Noumenon
In the philosophy of Immanuel Kant, a noumenon or thing in itself (German Ding an sich) is an unknowable, indescribable reality that in some way underlies observed phenomena. The etymology of the word ultimately reflects the Greek nous (mind).
Some writers also refer to noumena (the plural form), though the very notion of individuating items in the noumenal category seems problematic, since the very notions of number and individuality appear among the categories of understanding, so that individuality itself is a noumenon. Phenomenon serves as a (contrasting) technical term in Kant's philosophy, meaning the world as experienced. Kant wondered if practical reason could enter immediate contact with the "noumenal real". Then metaphysics would be capable of establishing its validity, just as the impact of experience grounds the objective validity of the sciences.
Explaining the relationship between the noumenal and phenomenal worlds forms one of the most difficult problems for Kant's philosophy. On Kant's view as expressed in his Critique of Pure Reason, reality is structured by "concepts of the understanding", or innate categories that the mind brings to make sense of raw unstructured experience. Since these categories include causality and number, it becomes problematic to say that many noumena exist that individually cause us to have perceptions of phenomena. But if the noumenal does not cause the phenomenal, then what is the relationship? The suggested answer is that the noumenal and phenomenal coexist simultaneously; we cannot say that either causes the other.
It can be said that on Kant's view the noumenal is radically unknowable. Whatever concept we might want to use to categorize some noumenon or noumena, that is only a way of categorizing phenomena, so that the act of knowing a noumenon must itself be defined by a noumenon, a situation that is unresolvable.
Schopenhauer
Schopenhauer claimed that Kant used the word incorrectly. He explained in his Criticism of the Kantian Philosophy.
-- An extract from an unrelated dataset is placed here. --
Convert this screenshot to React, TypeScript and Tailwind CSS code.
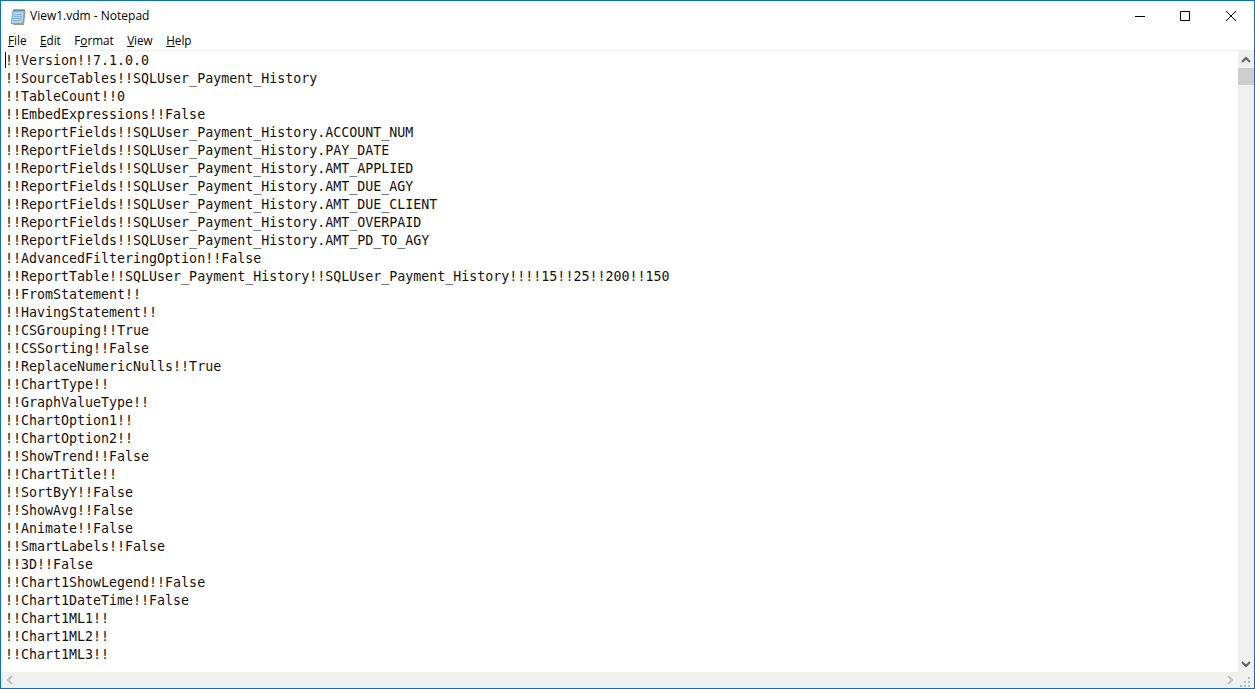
import React from "react";

const lines = [
  "!!Version!!7.1.0.0",
  "!!SourceTables!!SQLUser_Payment_History",
  "!!TableCount!!0",
  "!!EmbedExpressions!!False",
  "!!ReportFields!!SQLUser_Payment_History.ACCOUNT_NUM",
  "!!ReportFields!!SQLUser_Payment_History.PAY_DATE",
  "!!ReportFields!!SQLUser_Payment_History.AMT_APPLIED",
  "!!ReportFields!!SQLUser_Payment_History.AMT_DUE_AGY",
  "!!ReportFields!!SQLUser_Payment_History.AMT_DUE_CLIENT",
  "!!ReportFields!!SQLUser_Payment_History.AMT_OVERPAID",
  "!!ReportFields!!SQLUser_Payment_History.AMT_PD_TO_AGY",
  "!!AdvancedFilteringOption!!False",
  "!!ReportTable!!SQLUser_Payment_History!!SQLUser_Payment_History!!!!15!!25!!200!!150",
  "!!FromStatement!!",
  "!!HavingStatement!!",
  "!!CSGrouping!!True",
  "!!CSSorting!!False",
  "!!ReplaceNumericNulls!!True",
  "!!ChartType!!",
  "!!GraphValueType!!",
  "!!ChartOption1!!",
  "!!ChartOption2!!",
  "!!ShowTrend!!False",
  "!!ChartTitle!!",
  "!!SortByY!!False",
  "!!ShowAvg!!False",
  "!!Animate!!False",
  "!!SmartLabels!!False",
  "!!3D!!False",
  "!!Chart1ShowLegend!!False",
  "!!Chart1DateTime!!False",
  "!!Chart1ML1!!",
  "!!Chart1ML2!!",
  "!!Chart1ML3!!",
];

function NotepadIcon() {
  return (
    <svg width="16" height="16" viewBox="0 0 16 16">
      <path d="M4 3h11.5l-1.5 13H3z" fill="#a89a6a" />
      <path d="M3 1.5h11.5l-1.5 13H1z" fill="#a9d3ee" stroke="#6f9dbd" strokeWidth="0.8" />
      <path d="M3.5 5.5h8.5M3.2 7.5h8.5M3 9.5h8.5M2.8 11.5h8.5" stroke="#7fb1d4" strokeWidth="0.8" />
      <path d="M4 0v2.5M6 0v2.5M8 0v2.5M10 0v2.5M12 0v2.5M14 0v2.5" stroke="#55606a" />
    </svg>
  );
}

function Arrow({ dir, color }: { dir: "up" | "down" | "left" | "right"; color: string }) {
  const d = {
    up: "M1 7 L5 3 L9 7",
    down: "M1 3 L5 7 L9 3",
    left: "M7 1 L3 5 L7 9",
    right: "M3 1 L7 5 L3 9",
  }[dir];
  return (
    <svg width="10" height="10" viewBox="0 0 10 10">
      <path d={d} fill="none" stroke={color} strokeWidth="2" />
    </svg>
  );
}

export default function App() {
  return (
    <div className="w-[1255px] h-[689px] flex flex-col bg-white border border-[#0f6fb8] overflow-hidden">
      {/* Title bar */}
      <div className="h-[30px] flex items-center shrink-0">
        <div className="ml-[9px] mr-[4px] mt-px">
          <NotepadIcon />
        </div>
        <span className="text-[12px] text-black font-['Open_Sans','Liberation_Sans',sans-serif]">View1.vdm - Notepad</span>
        <div className="ml-auto flex h-full">
          <div className="w-[46px] pl-[2px] flex items-center justify-center">
            <svg width="10" height="10" viewBox="0 0 10 10">
              <path d="M0 5.5h10" stroke="#000" fill="none" />
            </svg>
          </div>
          <div className="w-[46px] flex items-center justify-center">
            <svg width="10" height="10" viewBox="0 0 10 10">
              <path d="M.5.5h9v9h-9z" stroke="#000" fill="none" />
            </svg>
          </div>
          <div className="w-[46px] flex items-center justify-center">
            <svg width="10" height="10" viewBox="0 0 10 10">
              <path d="M0 0L10 10M10 0L0 10" stroke="#000" fill="none" />
            </svg>
          </div>
        </div>
      </div>

      {/* Menu */}
      <div className="h-[19px] flex items-center shrink-0 pl-[7px] gap-[13.5px] text-[11.7px] text-black font-['Open_Sans','Liberation_Sans',sans-serif]">
        <span><span className="underline">F</span>ile</span>
        <span><span className="underline">E</span>dit</span>
        <span>F<span className="underline">o</span>rmat</span>
        <span><span className="underline">V</span>iew</span>
        <span><span className="underline">H</span>elp</span>
      </div>

      <div className="h-px bg-[#f0f0f0] shrink-0" />

      {/* Editor */}
      <div className="flex-1 flex min-h-0">
        <div className="flex-1 relative overflow-hidden pl-[4px] pt-px font-['DejaVu_Sans_Mono',monospace] text-[13.3px] leading-[18px] text-[#111] whitespace-pre">
          <div className="absolute left-[4px] top-px w-px h-[16px] bg-black" />
          {lines.map((l, i) => (
            <div key={i}>{l}</div>
          ))}
        </div>
        <div className="w-[16px] bg-[#f0f0f0] flex flex-col items-center shrink-0">
          <div className="h-[17px] flex items-center justify-center">
            <Arrow dir="up" color="#606060" />
          </div>
          <div className="w-full h-[17px] bg-[#cdcdcd]" />
          <div className="flex-1" />
          <div className="h-[17px] flex items-center justify-center">
            <Arrow dir="down" color="#606060" />
          </div>
        </div>
      </div>

      {/* Bottom scrollbar */}
      <div className="h-[16px] flex items-center bg-[#f0f0f0] shrink-0">
        <div className="w-[17px] flex items-center justify-center">
          <Arrow dir="left" color="#c0c0c0" />
        </div>
        <div className="flex-1" />
        <div className="w-[17px] flex items-center justify-center">
          <Arrow dir="right" color="#c0c0c0" />
        </div>
        <div className="w-[16px] h-full flex items-end justify-center">
          <svg width="12" height="12" viewBox="0 0 12 12">
            <path d="M8 1h2v2H8zM4 5h2v2H4zM8 5h2v2H8zM0 9h2v2H0zM4 9h2v2H4zM8 9h2v2H8z" fill="#b8b8b8" />
          </svg>
        </div>
      </div>
    </div>
  );
}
"But it was just this difference between abstract knowledge and knowledge of perception, entirely overlooked by Kant, which the ancient philosophers denoted by noumena and phenomena. (See Sextus Empiricus, Outlines of Pyrrhonism, Book I, Chapter 13, ' What is thought (noumena) is opposed to what appears or is perceived (phenomena).' ) This contrast and utter disproportion greatly occupied these philosophers in the philosophemes of the Eleatics, in Plato's doctrine of the Ideas, in the dialectic of the Megarics, and later the scholastics in the dispute between nominalism and realism, whose seed, so late in developing, was already contained in the opposite mental tendencies of Plato and Aristotle. But Kant who, in an unwarrantable manner, entirely neglected the thing for the expression of which those words phenomena and noumena had already been taken, now takes possession of the words, as if they were still unclaimed, in order to denote by them his things-in-themselves and his phenomena."
Noumenon, which stems from the Greek, is linguistically unrelated to "numinous," a term coined by Rudolf Otto and based on the Latin numen (deity).